The Sultan-to-be, 59, is a popular figure in the sports scene and is currently president of the Asian Hockey Federation and a council member of soccer’s world governing body, Fifa.

The move puts the crown prince next in line to be Malaysia’s head of state. Under the country’s unique system of constitutional monarchy, its nine sultans, each overseeing a different state, take turns to be Agong for five-year stints.

The rotational system is in place to ensure the royal family of each state has a turn at the crown.

The Pahang palace announced the news today after several days of meetings that were hotly speculated about by Malaysians.

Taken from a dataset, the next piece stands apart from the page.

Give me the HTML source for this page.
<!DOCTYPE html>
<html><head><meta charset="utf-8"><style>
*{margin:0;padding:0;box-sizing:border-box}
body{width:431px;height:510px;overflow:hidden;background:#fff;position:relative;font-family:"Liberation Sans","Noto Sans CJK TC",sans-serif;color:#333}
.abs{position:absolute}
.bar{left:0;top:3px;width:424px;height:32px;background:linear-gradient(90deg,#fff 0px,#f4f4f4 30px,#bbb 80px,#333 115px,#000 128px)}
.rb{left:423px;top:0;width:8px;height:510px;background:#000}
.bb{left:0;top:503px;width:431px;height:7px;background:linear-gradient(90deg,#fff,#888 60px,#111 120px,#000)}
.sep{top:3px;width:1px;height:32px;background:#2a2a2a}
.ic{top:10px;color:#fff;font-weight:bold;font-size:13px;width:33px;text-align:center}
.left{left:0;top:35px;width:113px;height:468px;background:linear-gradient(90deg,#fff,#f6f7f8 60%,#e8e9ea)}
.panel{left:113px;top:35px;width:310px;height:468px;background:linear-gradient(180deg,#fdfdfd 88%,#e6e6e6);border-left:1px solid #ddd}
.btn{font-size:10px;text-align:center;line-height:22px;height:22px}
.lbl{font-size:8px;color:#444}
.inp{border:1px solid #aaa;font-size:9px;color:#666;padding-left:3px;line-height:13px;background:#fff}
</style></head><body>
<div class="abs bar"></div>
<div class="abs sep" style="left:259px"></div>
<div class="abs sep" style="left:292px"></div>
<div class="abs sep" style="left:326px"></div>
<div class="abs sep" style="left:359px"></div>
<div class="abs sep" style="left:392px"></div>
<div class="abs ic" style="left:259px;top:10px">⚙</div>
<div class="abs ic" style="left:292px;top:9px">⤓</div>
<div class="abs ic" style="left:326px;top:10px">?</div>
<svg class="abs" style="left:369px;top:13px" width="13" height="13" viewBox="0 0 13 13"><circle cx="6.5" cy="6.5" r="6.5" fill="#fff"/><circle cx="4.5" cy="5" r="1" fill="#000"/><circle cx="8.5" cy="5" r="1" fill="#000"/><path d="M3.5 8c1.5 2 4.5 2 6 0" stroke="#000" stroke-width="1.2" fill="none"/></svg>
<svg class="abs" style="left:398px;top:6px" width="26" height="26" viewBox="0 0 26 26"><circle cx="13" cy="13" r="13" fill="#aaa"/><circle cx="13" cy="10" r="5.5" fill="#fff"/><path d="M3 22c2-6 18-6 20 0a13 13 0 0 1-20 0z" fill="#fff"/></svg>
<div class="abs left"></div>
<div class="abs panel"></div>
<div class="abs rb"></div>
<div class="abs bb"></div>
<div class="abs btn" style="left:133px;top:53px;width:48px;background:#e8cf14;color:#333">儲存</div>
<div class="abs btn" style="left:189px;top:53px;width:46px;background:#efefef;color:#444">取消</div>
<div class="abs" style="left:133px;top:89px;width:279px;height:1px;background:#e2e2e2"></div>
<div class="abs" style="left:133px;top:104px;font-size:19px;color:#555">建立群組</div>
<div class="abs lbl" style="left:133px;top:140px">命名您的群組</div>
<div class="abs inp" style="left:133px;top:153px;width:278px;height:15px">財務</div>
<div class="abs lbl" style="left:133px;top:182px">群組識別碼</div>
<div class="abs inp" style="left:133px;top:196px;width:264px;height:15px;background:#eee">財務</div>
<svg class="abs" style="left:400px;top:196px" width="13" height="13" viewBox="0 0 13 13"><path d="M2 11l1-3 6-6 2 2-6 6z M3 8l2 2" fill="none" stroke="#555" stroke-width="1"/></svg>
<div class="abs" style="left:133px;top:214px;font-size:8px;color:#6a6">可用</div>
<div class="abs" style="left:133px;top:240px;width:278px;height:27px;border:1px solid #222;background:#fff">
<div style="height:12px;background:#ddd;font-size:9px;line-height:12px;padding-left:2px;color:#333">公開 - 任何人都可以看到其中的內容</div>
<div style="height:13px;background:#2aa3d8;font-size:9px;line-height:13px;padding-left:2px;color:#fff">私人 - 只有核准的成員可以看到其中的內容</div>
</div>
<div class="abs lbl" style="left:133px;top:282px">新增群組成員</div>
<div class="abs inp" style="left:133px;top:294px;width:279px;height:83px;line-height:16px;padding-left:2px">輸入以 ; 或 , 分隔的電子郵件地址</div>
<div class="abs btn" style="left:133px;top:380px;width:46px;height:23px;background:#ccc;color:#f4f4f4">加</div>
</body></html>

Malaysia’s king is gone … but watch what you say, or you could be next

After the abdication of Sultan Muhammad V last week, Malaysia was left without a head of state, known as the Yang di-Pertuan Agong, or Agong.

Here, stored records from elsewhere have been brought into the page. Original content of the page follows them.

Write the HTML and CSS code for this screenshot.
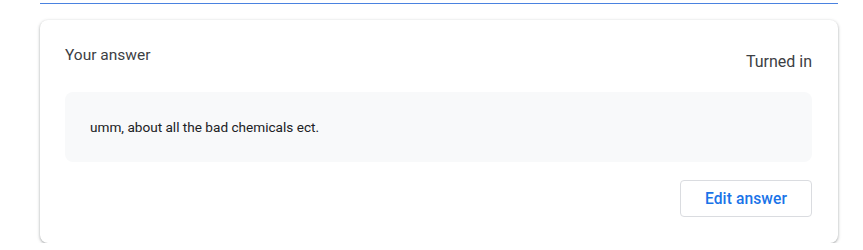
FILE: index.html
```html
<!DOCTYPE html>
<html lang="en">
<head>
<meta charset="utf-8">
<title>Your answer</title>
<link rel="stylesheet" href="styles.css">
</head>
<body>
<div class="page">
  <div class="rule"></div>
  <section class="card">
    <header class="card-head">
      <h2 class="card-title">Your answer</h2>
      <span class="status">Turned in</span>
    </header>
    <div class="answer">umm, about all the bad chemicals ect.</div>
    <div class="actions">
      <button class="btn-outline" type="button">Edit answer</button>
    </div>
  </section>
</div>
</body>
</html>
```

FILE: styles.css
```css
* { box-sizing: border-box; }
html, body { margin: 0; padding: 0; background: #fff; }
body { font-family: Roboto, "Liberation Sans", sans-serif; color: #3c4043; }

.page {
  padding: 3px 25px 0 40px;
}

.rule {
  width: 798px;
  height: 1px;
  background: #4a82e0;
}

.card {
  margin-top: 16px;
  width: 798px;
  background: #fff;
  border-radius: 8px;
  box-shadow: 0 1px 2px rgba(60, 64, 67, 0.3), 0 1px 3px 1px rgba(60, 64, 67, 0.15);
  padding: 24px 26px 26px 25px;
}

.card-head {
  display: flex;
  justify-content: space-between;
  align-items: flex-start;
}

.card-title {
  margin: 0;
  font-size: 15.5px;
  font-weight: 400;
  line-height: 22px;
  color: #3c4043;
}

.status {
  margin-top: 7px;
  font-size: 16px;
  line-height: 22px;
  color: #3c4043;
}

.answer {
  margin-top: 19px;
  background: #f8f9fa;
  border-radius: 8px;
  padding: 25px 25px;
  font-size: 13.6px;
  line-height: 20px;
  color: #202124;
}

.actions {
  display: flex;
  justify-content: flex-end;
  margin-top: 18px;
}

.btn-outline {
  width: 132px;
  height: 37px;
  background: #fff;
  border: 1px solid #dadce0;
  border-radius: 4px;
  font-family: Roboto, "Liberation Sans", sans-serif;
  font-size: 15.6px;
  font-weight: 500;
  letter-spacing: 0.1px;
  color: #1a73e8;
  padding: 0;
}
```
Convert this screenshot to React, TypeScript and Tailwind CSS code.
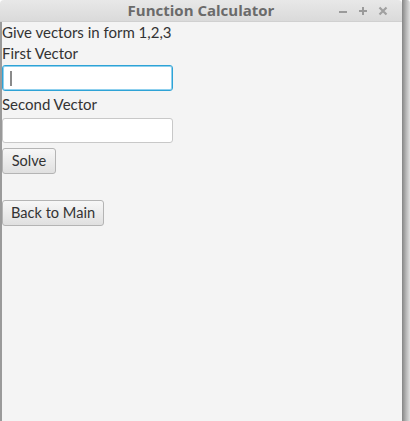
import React from "react";

export default function App() {
  const font = { fontFamily: "Lato, 'Open Sans', sans-serif" };
  return (
    <div className="w-[410px] h-[421px] flex bg-white overflow-hidden" style={font}>
      <div className="w-[402px] h-full flex flex-col">
        <div className="h-[22px] shrink-0 relative flex items-center justify-center rounded-tl-[4px] rounded-tr-[4px] bg-gradient-to-b from-[#e8e8e8] to-[#dadada] border-b border-[#d0d0d0]">
          <span className="text-[15px] font-bold text-[#6a6a6a] leading-none" style={{ fontFamily: "'Open Sans', Lato, sans-serif" }}>
            Function Calculator
          </span>
          <div className="absolute right-[14px] top-0 h-full flex items-center gap-[10px]">
            <svg width="10" height="10" viewBox="0 0 10 10"><rect x="1" y="5" width="8" height="2" fill="#9a9a9a" /></svg>
            <svg width="10" height="10" viewBox="0 0 10 10"><rect x="1" y="4" width="8" height="2" fill="#9a9a9a" /><rect x="4" y="1" width="2" height="8" fill="#9a9a9a" /></svg>
            <svg width="10" height="10" viewBox="0 0 10 10"><path d="M1.5 1.5 L8.5 8.5 M8.5 1.5 L1.5 8.5" stroke="#a0a0a0" strokeWidth="2.2" /></svg>
          </div>
        </div>
        <div className="flex-1 flex flex-col bg-[#f4f4f4] border-l-2 border-[#9a9a9a] text-[15px] text-[#333333]">
          <div className="h-[18px] leading-[18px] mt-[1px]">Give vectors in form 1,2,3</div>
          <div className="h-[18px] leading-[18px] mt-[3px]">First Vector</div>
          <div className="mt-[3px] w-[171px] h-[26px] bg-white border border-[#2ea3d6] rounded-[3px] shadow-[0_0_0_1px_#8fd0ee_inset] flex items-center pl-[7px]">
            <div className="w-[2px] h-[15px] bg-[#8a8a8a]" />
          </div>
          <div className="h-[18px] leading-[18px] mt-[4px]">Second Vector</div>
          <div className="mt-[5px] w-[171px] h-[25px] bg-white border border-[#c8c8c8] rounded-[3px]" />
          <button className="mt-[5px] w-[54px] h-[26px] rounded-[3px] border border-[#b4b4b4] bg-gradient-to-b from-[#f7f7f7] to-[#e0e0e0] text-[14.6px] text-[#333] flex items-center justify-center">
            Solve
          </button>
          <button className="mt-[26px] w-[102px] h-[26px] rounded-[3px] border border-[#b4b4b4] bg-gradient-to-b from-[#f7f7f7] to-[#e0e0e0] text-[14.6px] text-[#333] flex items-center justify-center">
            Back to Main
          </button>
        </div>
      </div>
      <div className="w-[8px] h-full bg-gradient-to-r from-[#858585] via-[#b5b5b5] to-[#e0e0e0] rounded-tr-[3px]" />
    </div>
  );
}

The Conference of Rulers, made up of nine hereditary royals and four state governors, has announced that a new Agong would be declared on January 24 and formally sworn in on January 31.

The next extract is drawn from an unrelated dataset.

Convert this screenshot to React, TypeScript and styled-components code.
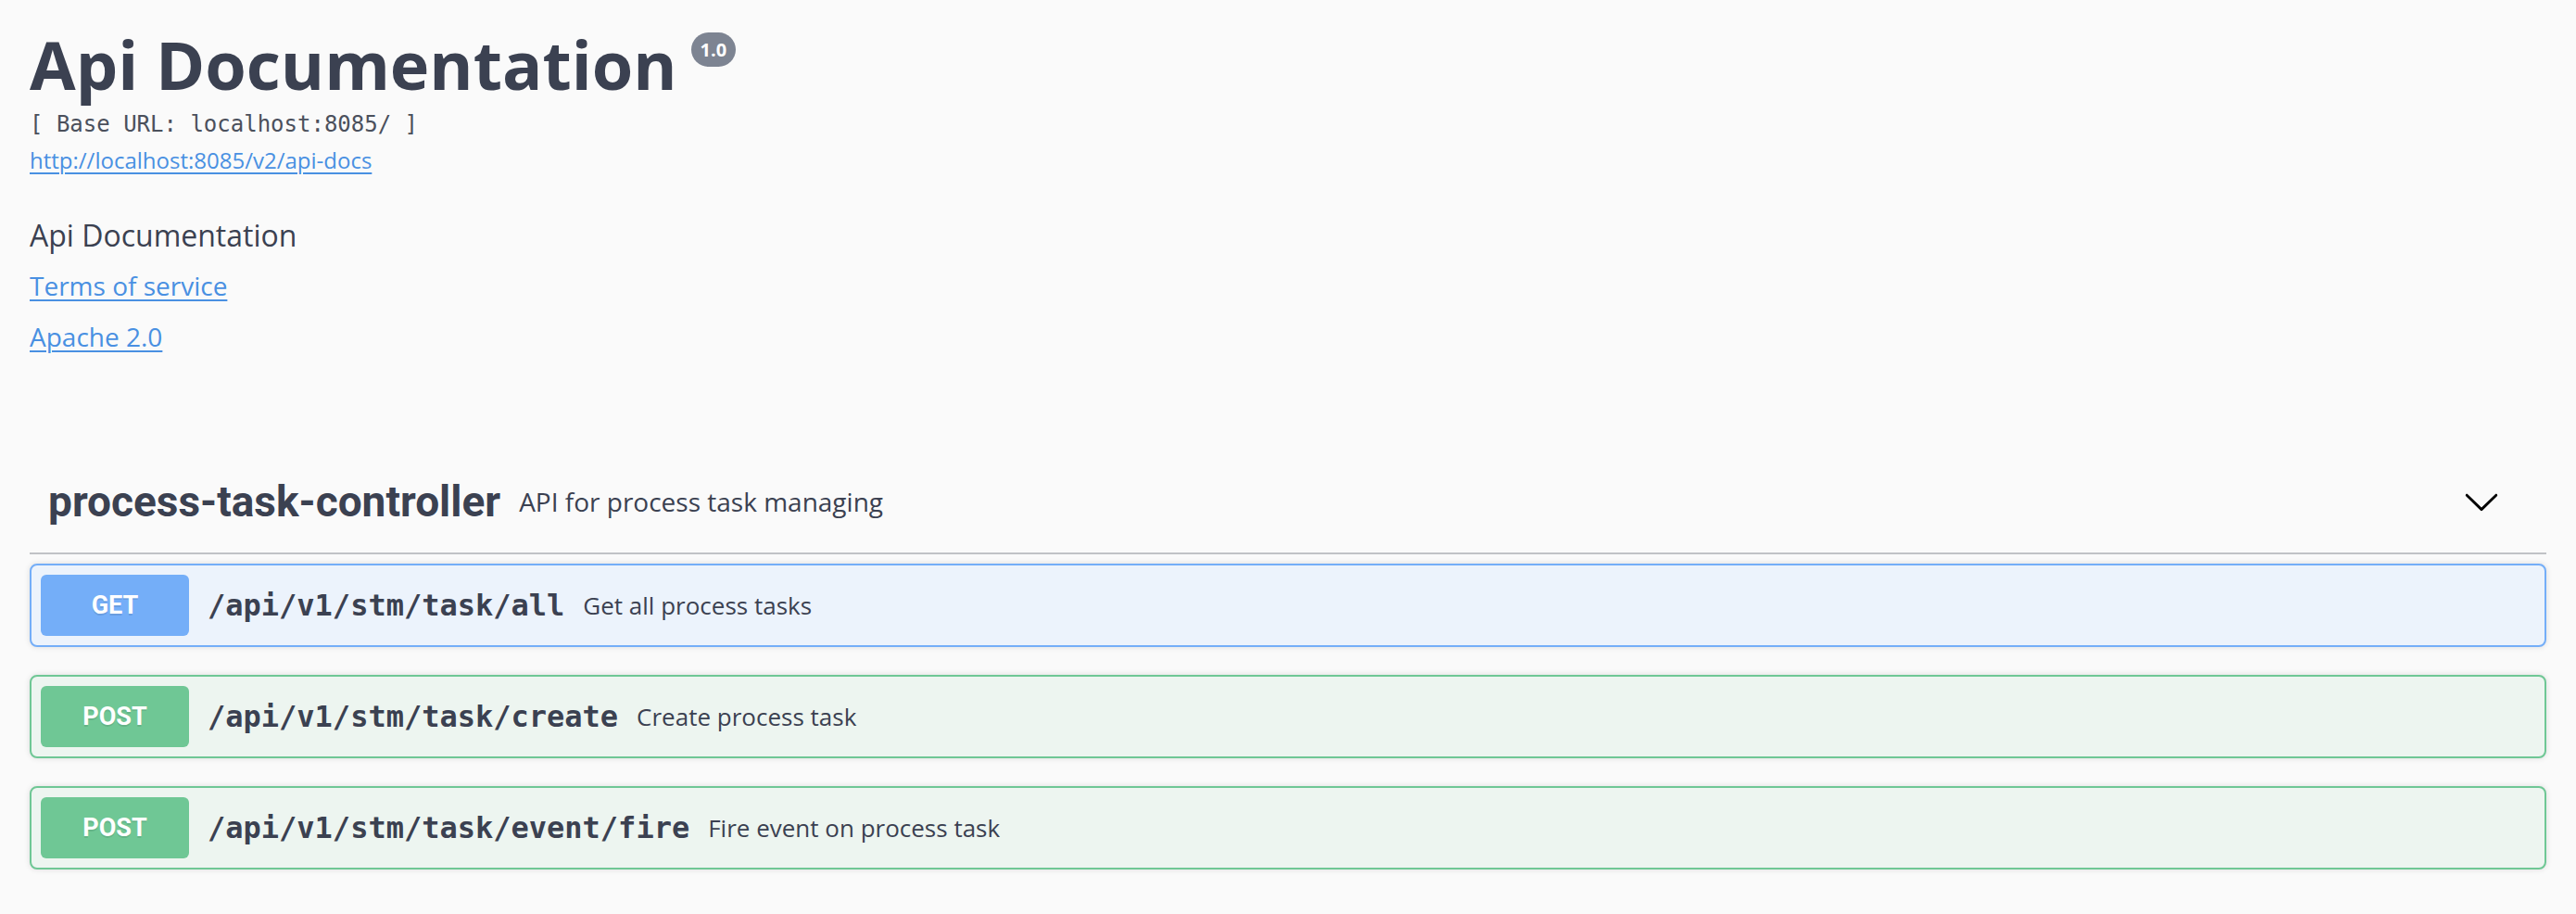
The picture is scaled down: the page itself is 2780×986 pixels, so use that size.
import React from "react";
import styled, { createGlobalStyle } from "styled-components";

const GlobalStyle = createGlobalStyle`
  body {
    margin: 0;
    background: #fafafa;
    font-family: "Open Sans", sans-serif;
    color: #3b4151;
  }
`;

const narrow = `Roboto, "Open Sans", sans-serif`;

const Wrapper = styled.div`
  padding: 29px 32px 40px;
`;

const Info = styled.div`
  display: flex;
  flex-direction: column;
  align-items: flex-start;
`;

const Title = styled.h2`
  display: flex;
  align-items: flex-start;
  margin: 0;
  font-family: "Open Sans", sans-serif;
  font-weight: 700;
  font-size: 72px;
  line-height: 80px;
  color: #3b4151;
`;

const Version = styled.small`
  margin: 6px 0 0 15px;
  height: 37px;
  padding: 0 10px;
  border-radius: 20px;
  background: #7d8492;
  color: #fff;
  font-family: "Open Sans", sans-serif;
  font-weight: 700;
  font-size: 20px;
  line-height: 37px;
`;

const BaseUrl = styled.pre`
  margin: 9px 0 0;
  font-family: "DejaVu Sans Mono", "Liberation Mono", monospace;
  font-weight: 300;
  font-size: 24px;
  line-height: 32px;
  color: #4b505c;
`;

const InfoLink = styled.a<{ $gap: number; $size: number }>`
  display: block;
  margin-top: ${(p) => p.$gap}px;
  font-family: "Open Sans", sans-serif;
  font-size: ${(p) => p.$size}px;
  line-height: ${(p) => p.$size + 8}px;
  color: #4990e2;
  text-decoration: underline;
  text-decoration-thickness: 2px;
  text-underline-offset: 4px;
`;

const Description = styled.p`
  margin: 43px 0 0;
  font-size: 32px;
  line-height: 44px;
  color: #3b4151;
`;

const TagSection = styled.section`
  margin-top: 115px;
`;

const TagRow = styled.div`
  display: flex;
  align-items: center;
  height: 102px;
  box-sizing: border-box;
  padding: 0 50px 10px 20px;
  border-bottom: 2px solid rgba(59, 65, 81, 0.3);
`;

const TagName = styled.span`
  font-family: ${narrow};
  font-weight: 700;
  font-size: 46px;
  color: #3b4151;
`;

const TagDesc = styled.small`
  flex: 1;
  padding: 0 20px;
  font-family: "Open Sans", sans-serif;
  font-size: 28px;
  color: #3b4151;
`;

const OpList = styled.div`
  display: flex;
  flex-direction: column;
  gap: 30px;
  margin-top: 10px;
`;

const methodColors = {
  GET: { main: "#74aef8", bg: "#ecf3fc" },
  POST: { main: "#6fc795", bg: "#edf5f0" },
};

type Method = keyof typeof methodColors;

const OpBlock = styled.div<{ $method: Method }>`
  display: flex;
  align-items: center;
  padding: 10px;
  border: 2px solid ${(p) => methodColors[p.$method].main};
  border-radius: 8px;
  background: ${(p) => methodColors[p.$method].bg};
  box-shadow: 0 0 6px rgba(0, 0, 0, 0.12);
`;

const MethodBadge = styled.span<{ $method: Method }>`
  display: flex;
  align-items: center;
  justify-content: center;
  min-width: 160px;
  height: 66px;
  border-radius: 6px;
  background: ${(p) => methodColors[p.$method].main};
  color: #fff;
  font-family: ${narrow};
  font-weight: 700;
  font-size: 27px;
  text-shadow: 0 2px 0 rgba(0, 0, 0, 0.1);
`;

const OpPath = styled.span`
  padding: 0 20px;
  font-family: "DejaVu Sans Mono", "Liberation Mono", monospace;
  font-weight: 700;
  font-size: 32px;
  color: #3b4151;
`;

const OpDesc = styled.span`
  flex: 1;
  font-family: "Open Sans", sans-serif;
  font-size: 26px;
  color: #3b4151;
`;

const Chevron = () => (
  <svg width="40" height="40" viewBox="0 0 20 20" aria-hidden="true">
    <path
      fill="#000"
      d="M17.418 6.109c.272-.268.709-.268.979 0s.271.701 0 .969l-7.908 7.83c-.27.268-.707.268-.979 0l-7.908-7.83c-.27-.268-.27-.701 0-.969.271-.268.709-.268.979 0L10 13.25l7.418-7.141z"
    />
  </svg>
);

const operations: { method: Method; path: string; summary: string }[] = [
  { method: "GET", path: "/api/v1/stm/task/all", summary: "Get all process tasks" },
  { method: "POST", path: "/api/v1/stm/task/create", summary: "Create process task" },
  { method: "POST", path: "/api/v1/stm/task/event/fire", summary: "Fire event on process task" },
];

export default function App() {
  return (
    <>
      <GlobalStyle />
      <Wrapper>
        <Info>
          <Title>
            Api Documentation
            <Version>1.0</Version>
          </Title>
          <BaseUrl>[ Base URL: localhost:8085/ ]</BaseUrl>
          <InfoLink $gap={7} $size={24} href="#">
            http://localhost:8085/v2/api-docs
          </InfoLink>
          <Description>Api Documentation</Description>
          <InfoLink $gap={14} $size={28} href="#">
            Terms of service
          </InfoLink>
          <InfoLink $gap={19} $size={28} href="#">
            Apache 2.0
          </InfoLink>
        </Info>
        <TagSection>
          <TagRow>
            <TagName>process-task-controller</TagName>
            <TagDesc>API for process task managing</TagDesc>
            <Chevron />
          </TagRow>
          <OpList>
            {operations.map((op) => (
              <OpBlock key={op.path} $method={op.method}>
                <MethodBadge $method={op.method}>{op.method}</MethodBadge>
                <OpPath>{op.path}</OpPath>
                <OpDesc>{op.summary}</OpDesc>
              </OpBlock>
            ))}
          </OpList>
        </TagSection>
      </Wrapper>
    </>
  );
}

Johor’s Sultan Ibrahim Sultan Iskandar and Sultan Nazrin Shah of Perak – who is currently the deputy king and is carrying out the functions of the king until a new one is elected – are the next two names in the rotational system.

Although the functions of the king are largely ceremonial, he also serves to safeguard Islam in Muslim-majority Malaysia, and must assent to the appointment of individuals for various senior government roles including that of prime minister.

There are only three instances in which the ruler who is next on the list can be denied the position: if the royal is a minor; if the Conference of Rulers by secret ballot resolves that he is unsuitable by reason of infirmity of mind or body or any other cause to exercise the functions of king; or if he declines to take the position. The ballot would then move to the next ruler on the list.

In 2016, the Sultan of Johor claimed he had been offered the role of king, bypassing both Kelantan – Muhammad V’s home state – and Pahang, saying he had rejected the offer out of respect for the rotational system.